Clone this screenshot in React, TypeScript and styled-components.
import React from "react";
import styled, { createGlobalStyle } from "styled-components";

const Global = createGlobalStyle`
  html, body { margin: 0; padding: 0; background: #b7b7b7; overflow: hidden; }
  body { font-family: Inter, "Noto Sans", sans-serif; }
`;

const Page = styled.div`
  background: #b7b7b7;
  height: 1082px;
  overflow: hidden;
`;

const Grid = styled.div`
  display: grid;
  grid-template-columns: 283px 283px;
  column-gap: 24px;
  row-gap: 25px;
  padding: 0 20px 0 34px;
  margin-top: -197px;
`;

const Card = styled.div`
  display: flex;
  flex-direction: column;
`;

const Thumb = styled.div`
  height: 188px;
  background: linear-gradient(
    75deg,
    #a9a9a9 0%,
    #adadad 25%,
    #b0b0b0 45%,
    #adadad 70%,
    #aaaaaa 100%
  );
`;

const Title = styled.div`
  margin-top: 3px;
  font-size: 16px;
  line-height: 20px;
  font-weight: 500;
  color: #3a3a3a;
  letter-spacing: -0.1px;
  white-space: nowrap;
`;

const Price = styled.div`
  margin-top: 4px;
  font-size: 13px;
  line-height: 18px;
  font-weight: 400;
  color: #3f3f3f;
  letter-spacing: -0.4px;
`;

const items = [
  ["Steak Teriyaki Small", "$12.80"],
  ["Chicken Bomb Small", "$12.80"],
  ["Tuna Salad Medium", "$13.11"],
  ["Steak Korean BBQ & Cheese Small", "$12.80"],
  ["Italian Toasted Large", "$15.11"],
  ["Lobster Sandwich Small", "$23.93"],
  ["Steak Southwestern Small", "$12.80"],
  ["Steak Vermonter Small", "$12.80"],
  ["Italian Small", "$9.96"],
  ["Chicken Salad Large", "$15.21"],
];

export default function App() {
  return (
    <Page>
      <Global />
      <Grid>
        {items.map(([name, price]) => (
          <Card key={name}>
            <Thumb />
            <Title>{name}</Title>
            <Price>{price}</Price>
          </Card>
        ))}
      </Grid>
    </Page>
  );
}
★ ★ ★ ★ ★
▶ _Problem details_: Copy down the whole of the data above, matching it exactly.

▶ _Result for this exercise_:
Clone this screenshot in React, TypeScript and styled-components.
import React from "react";
import styled, { createGlobalStyle } from "styled-components";

const Global = createGlobalStyle`
  html, body { margin: 0; padding: 0; background: #b7b7b7; overflow: hidden; }
  body { font-family: Inter, "Noto Sans", sans-serif; }
`;

const Page = styled.div`
  background: #b7b7b7;
  height: 1082px;
  overflow: hidden;
`;

const Grid = styled.div`
  display: grid;
  grid-template-columns: 283px 283px;
  column-gap: 24px;
  row-gap: 25px;
  padding: 0 20px 0 34px;
  margin-top: -197px;
`;

const Card = styled.div`
  display: flex;
  flex-direction: column;
`;

const Thumb = styled.div`
  height: 188px;
  background: linear-gradient(
    75deg,
    #a9a9a9 0%,
    #adadad 25%,
    #b0b0b0 45%,
    #adadad 70%,
    #aaaaaa 100%
  );
`;

const Title = styled.div`
  margin-top: 3px;
  font-size: 16px;
  line-height: 20px;
  font-weight: 500;
  color: #3a3a3a;
  letter-spacing: -0.1px;
  white-space: nowrap;
`;

const Price = styled.div`
  margin-top: 4px;
  font-size: 13px;
  line-height: 18px;
  font-weight: 400;
  color: #3f3f3f;
  letter-spacing: -0.4px;
`;

const items = [
  ["Steak Teriyaki Small", "$12.80"],
  ["Chicken Bomb Small", "$12.80"],
  ["Tuna Salad Medium", "$13.11"],
  ["Steak Korean BBQ & Cheese Small", "$12.80"],
  ["Italian Toasted Large", "$15.11"],
  ["Lobster Sandwich Small", "$23.93"],
  ["Steak Southwestern Small", "$12.80"],
  ["Steak Vermonter Small", "$12.80"],
  ["Italian Small", "$9.96"],
  ["Chicken Salad Large", "$15.21"],
];

export default function App() {
  return (
    <Page>
      <Global />
      <Grid>
        {items.map(([name, price]) => (
          <Card key={name}>
            <Thumb />
            <Title>{name}</Title>
            <Price>{price}</Price>
          </Card>
        ))}
      </Grid>
    </Page>
  );
}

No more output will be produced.